Martin Lewis has said people will be forced to choose between heating and eating this winter, as energy bills are set to skyrocket.

In an “emergency video on the energy bill catastrophe,” the financial journalist said the end to the uplift in Universal Credit, the end of the furlough scheme and high inflation mean it is “a terrible time for people’s finances”, and that the energy price rise will mean some will struggle to make ends meet.

His warnings come as a global energy crunch has forced up wholesale gas prices by more than 455 per cent in the past year.

He said that, rather than being able to find cheaper rates at other providers, families should look towards “damage limitation” to protect themselves from surging energy bills.

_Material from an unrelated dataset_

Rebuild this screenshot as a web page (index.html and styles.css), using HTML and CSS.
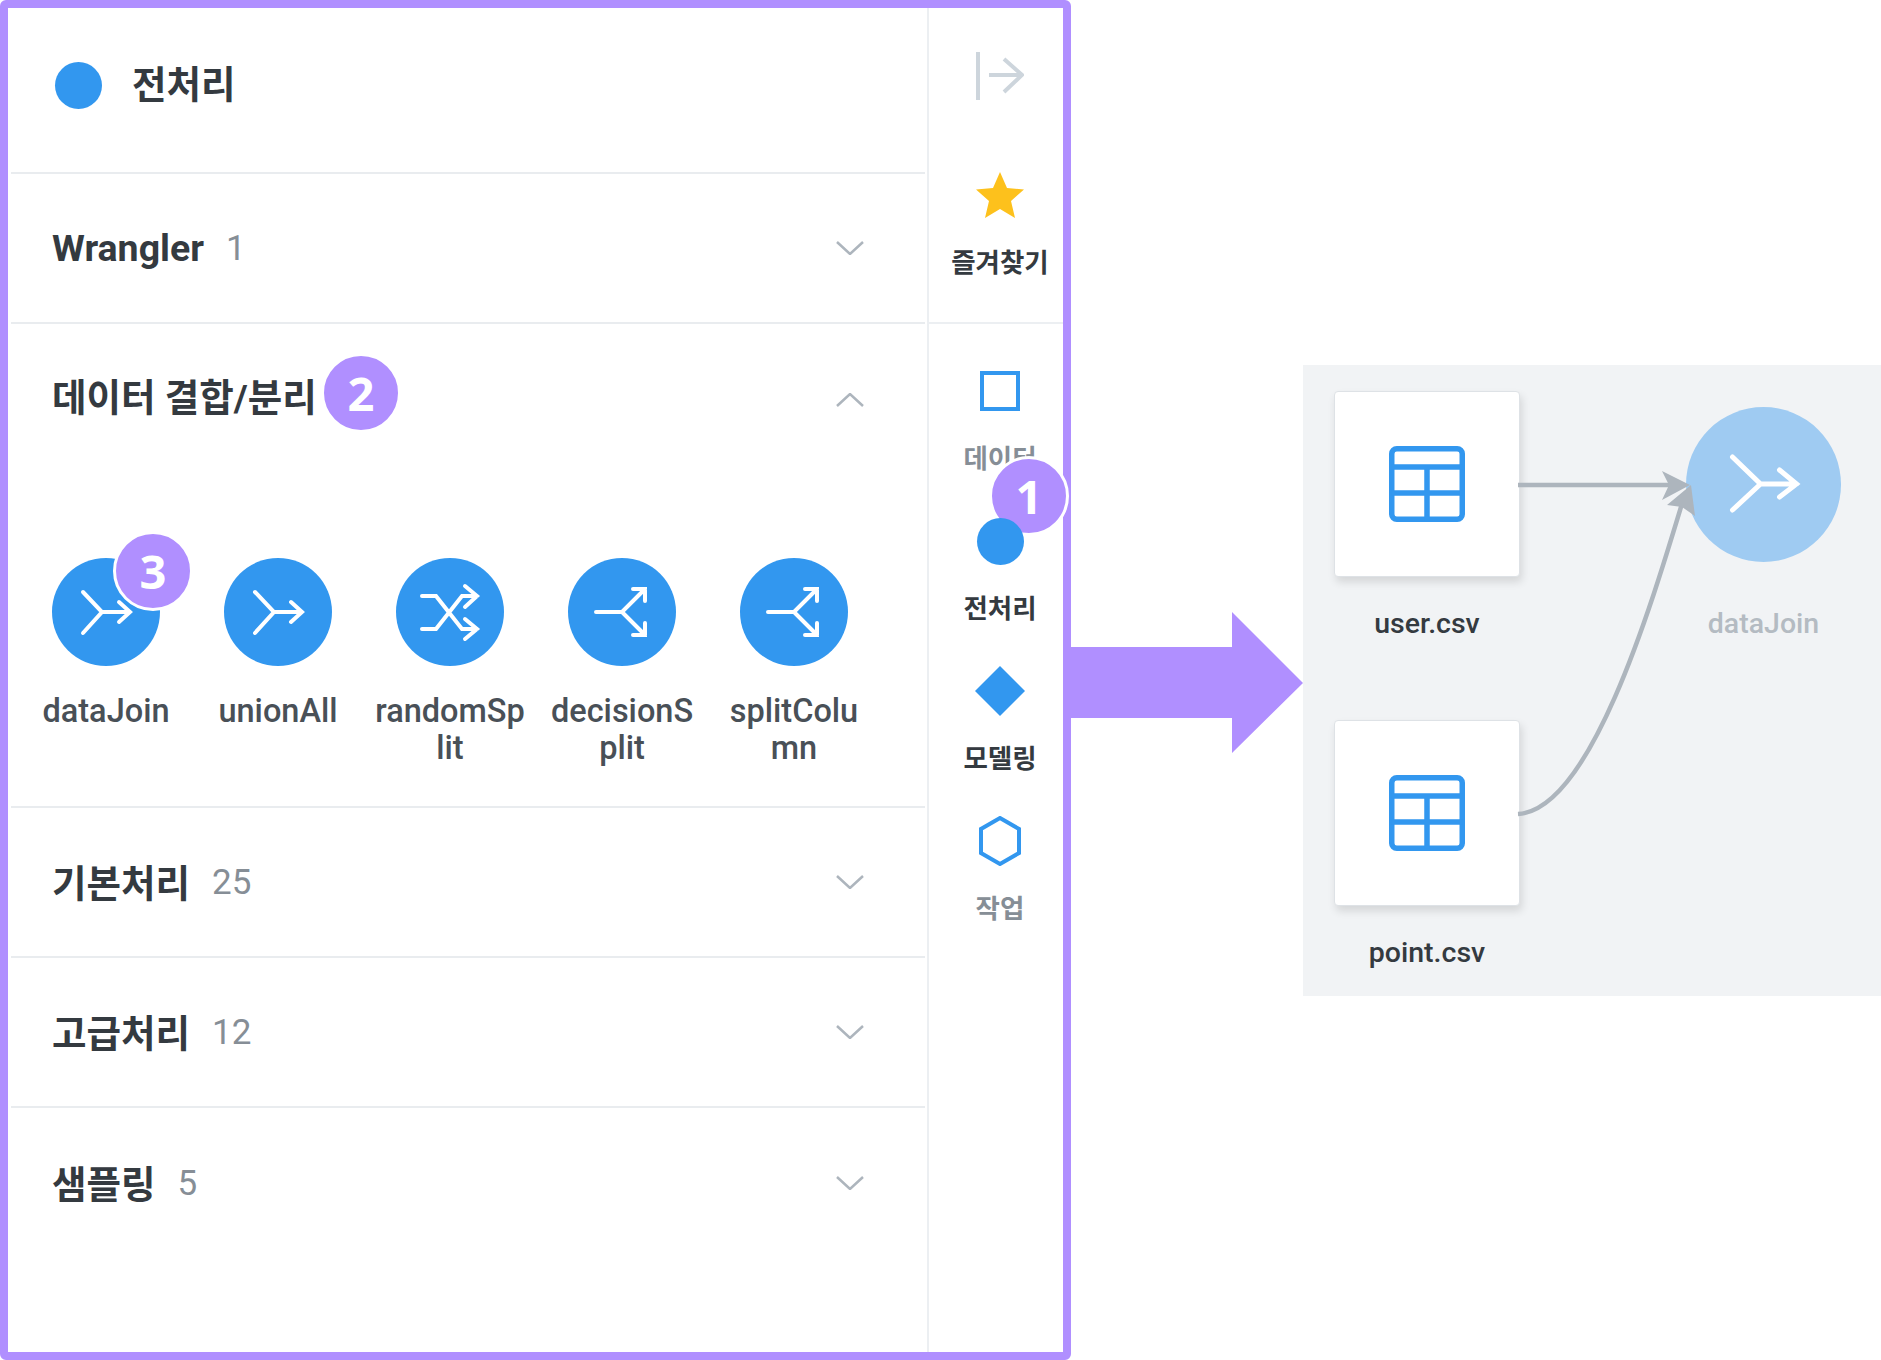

“The cheapest tariffs available today are 40 per cent more than the cheapest tariffs a year ago, so anybody coming off a cheap fixed deal, you are going to pay very substantially more than you were before, and it’s about choosing what you do at that point,” he explained.

Martin said that the price cap, due to rise by 12 per cent at the start of October, is based on gas prices in the six months up to the start of August, which means consumers can be locked in at a lower price than the cost price for energy companies.

However, if prices do end up falling, some could end up paying a higher rate than deals on the market when the price cap is reviewed again in April, he said.

The money saving expert said consumers can opt to stick with the standard variable price your energy company offers - as there are very few deals available that are cheaper than that, and “cross your fingers” that gas prices will fall by April. Alternatively, he said consumers can lock themselves into the cheapest one or two year fixed rate you can find - and said that some of those deals “may not last the day”.

He said: “If things do continue to rise and we see a huge rise in the price cap, you have then locked in at a cheaper rate, but those deals are not likely to last for long.”

For those who may struggle to cover their energy costs, he urged people to seek help from a range of organisations, and also to contact your energy provider - as some may have funds that can help to an extent.